Select every line below containing the word "styles".

--------------------

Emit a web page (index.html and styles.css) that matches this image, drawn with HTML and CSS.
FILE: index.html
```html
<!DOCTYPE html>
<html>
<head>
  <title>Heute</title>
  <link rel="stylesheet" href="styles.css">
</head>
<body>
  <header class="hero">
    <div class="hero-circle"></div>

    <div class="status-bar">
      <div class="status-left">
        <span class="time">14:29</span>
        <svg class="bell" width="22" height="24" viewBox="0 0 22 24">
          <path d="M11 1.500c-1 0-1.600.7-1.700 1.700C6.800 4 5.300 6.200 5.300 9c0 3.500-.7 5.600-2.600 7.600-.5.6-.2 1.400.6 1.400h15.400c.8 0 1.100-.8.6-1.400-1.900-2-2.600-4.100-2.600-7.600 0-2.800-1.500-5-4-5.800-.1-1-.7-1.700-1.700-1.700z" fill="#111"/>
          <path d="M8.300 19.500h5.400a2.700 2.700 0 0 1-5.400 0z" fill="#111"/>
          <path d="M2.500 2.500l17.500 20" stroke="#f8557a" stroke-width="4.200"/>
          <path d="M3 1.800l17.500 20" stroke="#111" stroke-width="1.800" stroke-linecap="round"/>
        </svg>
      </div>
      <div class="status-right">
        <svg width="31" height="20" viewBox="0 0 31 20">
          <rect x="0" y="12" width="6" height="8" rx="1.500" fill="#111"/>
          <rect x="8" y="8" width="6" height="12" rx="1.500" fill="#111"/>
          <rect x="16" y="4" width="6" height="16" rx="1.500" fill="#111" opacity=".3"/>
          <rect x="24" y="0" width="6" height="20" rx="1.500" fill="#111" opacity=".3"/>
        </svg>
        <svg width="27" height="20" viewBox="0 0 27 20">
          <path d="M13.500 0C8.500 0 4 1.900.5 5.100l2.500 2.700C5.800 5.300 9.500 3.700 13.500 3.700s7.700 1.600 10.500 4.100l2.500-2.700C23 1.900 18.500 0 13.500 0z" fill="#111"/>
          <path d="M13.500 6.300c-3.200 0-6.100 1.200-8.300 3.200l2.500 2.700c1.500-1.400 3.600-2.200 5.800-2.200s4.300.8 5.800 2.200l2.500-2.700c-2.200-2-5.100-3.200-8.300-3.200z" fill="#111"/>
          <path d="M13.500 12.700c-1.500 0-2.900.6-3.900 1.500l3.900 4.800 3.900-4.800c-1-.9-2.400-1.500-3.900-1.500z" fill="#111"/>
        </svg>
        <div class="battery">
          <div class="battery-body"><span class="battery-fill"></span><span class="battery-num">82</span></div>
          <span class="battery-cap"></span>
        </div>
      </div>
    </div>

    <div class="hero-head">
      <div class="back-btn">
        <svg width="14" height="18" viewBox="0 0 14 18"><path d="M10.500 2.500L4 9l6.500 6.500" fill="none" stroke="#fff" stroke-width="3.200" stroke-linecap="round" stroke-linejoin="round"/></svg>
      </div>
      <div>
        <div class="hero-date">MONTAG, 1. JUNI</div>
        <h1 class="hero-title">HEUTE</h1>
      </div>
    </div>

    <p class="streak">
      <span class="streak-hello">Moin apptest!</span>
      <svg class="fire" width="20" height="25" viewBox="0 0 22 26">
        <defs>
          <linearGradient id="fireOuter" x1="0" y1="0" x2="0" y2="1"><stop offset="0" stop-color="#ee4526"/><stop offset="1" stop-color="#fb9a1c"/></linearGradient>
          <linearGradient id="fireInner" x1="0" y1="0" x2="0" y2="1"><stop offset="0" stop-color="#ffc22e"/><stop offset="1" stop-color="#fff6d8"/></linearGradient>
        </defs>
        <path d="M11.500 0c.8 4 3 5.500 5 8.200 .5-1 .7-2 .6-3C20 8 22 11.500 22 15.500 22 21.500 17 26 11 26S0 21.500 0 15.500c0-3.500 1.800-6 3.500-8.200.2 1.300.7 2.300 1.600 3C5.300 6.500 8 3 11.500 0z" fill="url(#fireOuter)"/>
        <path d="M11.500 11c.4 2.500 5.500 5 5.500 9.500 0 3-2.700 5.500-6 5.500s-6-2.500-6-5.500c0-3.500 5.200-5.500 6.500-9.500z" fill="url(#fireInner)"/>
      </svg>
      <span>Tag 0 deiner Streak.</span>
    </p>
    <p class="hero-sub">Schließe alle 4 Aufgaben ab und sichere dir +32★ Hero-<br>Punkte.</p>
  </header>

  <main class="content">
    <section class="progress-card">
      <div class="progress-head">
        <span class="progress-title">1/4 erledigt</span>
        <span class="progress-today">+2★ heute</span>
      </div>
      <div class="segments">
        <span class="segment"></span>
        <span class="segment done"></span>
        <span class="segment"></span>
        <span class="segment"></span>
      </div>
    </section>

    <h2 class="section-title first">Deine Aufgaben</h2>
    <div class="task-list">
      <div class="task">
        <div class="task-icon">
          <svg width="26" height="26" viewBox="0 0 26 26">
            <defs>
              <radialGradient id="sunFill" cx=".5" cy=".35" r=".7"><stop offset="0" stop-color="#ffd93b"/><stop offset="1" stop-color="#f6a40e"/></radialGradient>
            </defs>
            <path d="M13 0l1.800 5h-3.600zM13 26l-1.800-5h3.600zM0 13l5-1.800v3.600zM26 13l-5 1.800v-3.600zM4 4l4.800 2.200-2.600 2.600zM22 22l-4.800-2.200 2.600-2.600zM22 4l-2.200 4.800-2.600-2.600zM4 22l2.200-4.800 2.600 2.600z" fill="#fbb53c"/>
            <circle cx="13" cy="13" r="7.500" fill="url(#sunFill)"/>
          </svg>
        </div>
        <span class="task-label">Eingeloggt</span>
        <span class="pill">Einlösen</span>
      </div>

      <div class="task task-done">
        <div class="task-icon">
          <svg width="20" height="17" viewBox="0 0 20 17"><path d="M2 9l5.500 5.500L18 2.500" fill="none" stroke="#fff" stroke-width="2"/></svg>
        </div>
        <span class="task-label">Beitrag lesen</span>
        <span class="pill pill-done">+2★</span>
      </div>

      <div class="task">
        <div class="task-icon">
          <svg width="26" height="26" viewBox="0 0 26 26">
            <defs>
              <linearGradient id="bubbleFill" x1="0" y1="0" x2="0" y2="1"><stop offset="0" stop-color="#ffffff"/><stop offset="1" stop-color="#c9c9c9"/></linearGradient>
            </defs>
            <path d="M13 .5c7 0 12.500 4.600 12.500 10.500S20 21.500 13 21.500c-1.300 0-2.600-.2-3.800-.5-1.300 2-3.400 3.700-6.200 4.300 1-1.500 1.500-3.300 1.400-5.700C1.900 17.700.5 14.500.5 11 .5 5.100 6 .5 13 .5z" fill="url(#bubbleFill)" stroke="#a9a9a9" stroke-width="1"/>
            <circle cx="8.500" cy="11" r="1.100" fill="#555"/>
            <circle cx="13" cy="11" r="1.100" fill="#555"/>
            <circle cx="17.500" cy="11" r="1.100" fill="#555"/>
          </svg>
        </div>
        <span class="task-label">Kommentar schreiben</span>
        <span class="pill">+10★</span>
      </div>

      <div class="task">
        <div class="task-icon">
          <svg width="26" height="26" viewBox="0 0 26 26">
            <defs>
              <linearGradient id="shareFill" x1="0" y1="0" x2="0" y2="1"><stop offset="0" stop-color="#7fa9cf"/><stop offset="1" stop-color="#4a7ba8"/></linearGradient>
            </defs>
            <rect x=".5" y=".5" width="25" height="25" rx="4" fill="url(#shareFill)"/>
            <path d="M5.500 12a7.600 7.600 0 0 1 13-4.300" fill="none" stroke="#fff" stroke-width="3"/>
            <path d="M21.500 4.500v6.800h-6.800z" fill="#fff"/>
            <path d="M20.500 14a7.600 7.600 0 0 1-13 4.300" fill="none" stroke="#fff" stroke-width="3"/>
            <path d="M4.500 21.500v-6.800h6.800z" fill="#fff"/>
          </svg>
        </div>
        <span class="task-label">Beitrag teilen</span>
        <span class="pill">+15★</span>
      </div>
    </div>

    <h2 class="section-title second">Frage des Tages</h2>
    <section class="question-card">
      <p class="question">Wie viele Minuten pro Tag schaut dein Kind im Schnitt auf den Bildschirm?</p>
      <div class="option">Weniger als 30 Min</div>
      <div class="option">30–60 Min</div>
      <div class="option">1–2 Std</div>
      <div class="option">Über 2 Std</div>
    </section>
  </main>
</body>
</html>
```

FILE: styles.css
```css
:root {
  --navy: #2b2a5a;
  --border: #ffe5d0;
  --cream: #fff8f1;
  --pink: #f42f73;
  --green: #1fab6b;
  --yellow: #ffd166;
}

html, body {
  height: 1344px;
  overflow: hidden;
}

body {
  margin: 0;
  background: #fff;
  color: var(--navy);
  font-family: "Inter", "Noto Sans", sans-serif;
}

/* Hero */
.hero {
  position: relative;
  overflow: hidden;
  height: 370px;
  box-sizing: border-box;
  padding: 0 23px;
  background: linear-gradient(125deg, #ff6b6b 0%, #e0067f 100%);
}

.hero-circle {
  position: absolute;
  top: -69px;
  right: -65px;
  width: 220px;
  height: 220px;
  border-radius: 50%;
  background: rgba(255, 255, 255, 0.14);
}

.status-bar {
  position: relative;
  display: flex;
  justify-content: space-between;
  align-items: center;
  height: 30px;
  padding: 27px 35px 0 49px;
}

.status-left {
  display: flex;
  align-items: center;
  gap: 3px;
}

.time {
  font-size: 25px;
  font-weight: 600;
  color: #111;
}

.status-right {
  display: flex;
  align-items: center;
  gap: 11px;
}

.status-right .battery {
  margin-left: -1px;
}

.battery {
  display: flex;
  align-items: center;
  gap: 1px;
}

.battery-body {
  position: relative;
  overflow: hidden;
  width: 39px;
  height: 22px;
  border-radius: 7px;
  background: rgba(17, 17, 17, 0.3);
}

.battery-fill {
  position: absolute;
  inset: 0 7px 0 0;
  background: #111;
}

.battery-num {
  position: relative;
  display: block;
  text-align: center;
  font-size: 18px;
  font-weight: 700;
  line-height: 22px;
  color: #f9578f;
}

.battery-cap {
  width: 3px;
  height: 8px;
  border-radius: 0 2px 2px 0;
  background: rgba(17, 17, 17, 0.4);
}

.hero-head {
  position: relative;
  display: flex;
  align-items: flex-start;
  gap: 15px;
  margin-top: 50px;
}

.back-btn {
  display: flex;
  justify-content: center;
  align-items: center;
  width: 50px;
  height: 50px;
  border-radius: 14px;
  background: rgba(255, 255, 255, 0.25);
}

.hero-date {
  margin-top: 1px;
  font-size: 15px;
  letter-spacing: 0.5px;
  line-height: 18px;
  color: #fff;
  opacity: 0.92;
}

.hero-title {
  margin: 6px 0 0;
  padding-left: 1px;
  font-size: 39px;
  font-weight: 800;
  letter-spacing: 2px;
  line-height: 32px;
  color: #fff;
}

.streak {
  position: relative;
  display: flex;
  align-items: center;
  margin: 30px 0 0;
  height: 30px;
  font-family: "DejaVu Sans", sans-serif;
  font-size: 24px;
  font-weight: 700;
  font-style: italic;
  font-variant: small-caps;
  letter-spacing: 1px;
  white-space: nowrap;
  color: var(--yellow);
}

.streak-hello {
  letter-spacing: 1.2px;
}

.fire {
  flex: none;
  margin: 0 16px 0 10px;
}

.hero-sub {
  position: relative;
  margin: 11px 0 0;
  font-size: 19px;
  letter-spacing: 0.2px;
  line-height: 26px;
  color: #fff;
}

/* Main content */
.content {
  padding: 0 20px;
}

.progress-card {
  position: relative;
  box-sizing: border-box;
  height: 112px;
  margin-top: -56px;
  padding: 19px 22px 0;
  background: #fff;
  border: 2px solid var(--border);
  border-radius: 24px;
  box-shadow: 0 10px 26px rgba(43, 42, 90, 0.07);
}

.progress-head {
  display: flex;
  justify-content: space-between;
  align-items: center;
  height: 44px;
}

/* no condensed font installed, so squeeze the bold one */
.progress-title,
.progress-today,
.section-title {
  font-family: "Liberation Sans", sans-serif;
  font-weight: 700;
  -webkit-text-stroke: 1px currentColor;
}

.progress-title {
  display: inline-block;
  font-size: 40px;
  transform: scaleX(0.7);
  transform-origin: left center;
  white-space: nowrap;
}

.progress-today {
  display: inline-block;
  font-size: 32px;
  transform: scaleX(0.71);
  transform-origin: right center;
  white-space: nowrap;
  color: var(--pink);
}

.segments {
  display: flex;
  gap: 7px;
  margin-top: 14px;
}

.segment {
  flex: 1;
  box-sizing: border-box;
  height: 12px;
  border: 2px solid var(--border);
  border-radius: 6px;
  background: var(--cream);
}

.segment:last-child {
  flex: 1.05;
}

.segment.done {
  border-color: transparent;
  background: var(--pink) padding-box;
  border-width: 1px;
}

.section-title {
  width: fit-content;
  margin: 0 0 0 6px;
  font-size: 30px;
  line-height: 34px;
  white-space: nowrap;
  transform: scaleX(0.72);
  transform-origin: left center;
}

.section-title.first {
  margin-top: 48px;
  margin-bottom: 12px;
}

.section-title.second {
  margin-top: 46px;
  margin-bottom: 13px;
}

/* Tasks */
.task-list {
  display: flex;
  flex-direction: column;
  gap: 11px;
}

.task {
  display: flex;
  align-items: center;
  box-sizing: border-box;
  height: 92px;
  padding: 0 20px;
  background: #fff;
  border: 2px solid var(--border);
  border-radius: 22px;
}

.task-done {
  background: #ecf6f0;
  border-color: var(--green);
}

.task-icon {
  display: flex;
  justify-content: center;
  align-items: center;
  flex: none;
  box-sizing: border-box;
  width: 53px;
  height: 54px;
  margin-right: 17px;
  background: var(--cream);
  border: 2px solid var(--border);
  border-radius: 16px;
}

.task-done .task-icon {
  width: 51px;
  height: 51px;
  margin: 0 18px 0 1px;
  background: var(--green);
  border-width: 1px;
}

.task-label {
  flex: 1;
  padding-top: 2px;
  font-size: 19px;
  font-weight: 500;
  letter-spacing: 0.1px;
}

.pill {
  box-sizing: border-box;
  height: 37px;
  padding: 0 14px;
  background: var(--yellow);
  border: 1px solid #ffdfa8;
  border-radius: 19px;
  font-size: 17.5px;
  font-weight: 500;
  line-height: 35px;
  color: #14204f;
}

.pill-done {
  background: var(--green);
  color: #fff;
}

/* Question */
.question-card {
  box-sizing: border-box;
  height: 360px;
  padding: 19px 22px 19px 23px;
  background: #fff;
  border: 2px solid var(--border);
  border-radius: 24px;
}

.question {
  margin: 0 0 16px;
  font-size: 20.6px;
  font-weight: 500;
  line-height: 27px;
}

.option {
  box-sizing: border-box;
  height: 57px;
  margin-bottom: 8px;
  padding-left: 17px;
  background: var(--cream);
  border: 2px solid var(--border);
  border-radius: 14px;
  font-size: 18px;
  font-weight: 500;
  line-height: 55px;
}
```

--------------------

[Solution to this problem]
Emit a web page (index.html and styles.css) that matches this image, drawn with HTML and CSS.
  <link rel="stylesheet" href="styles.css">
FILE: styles.css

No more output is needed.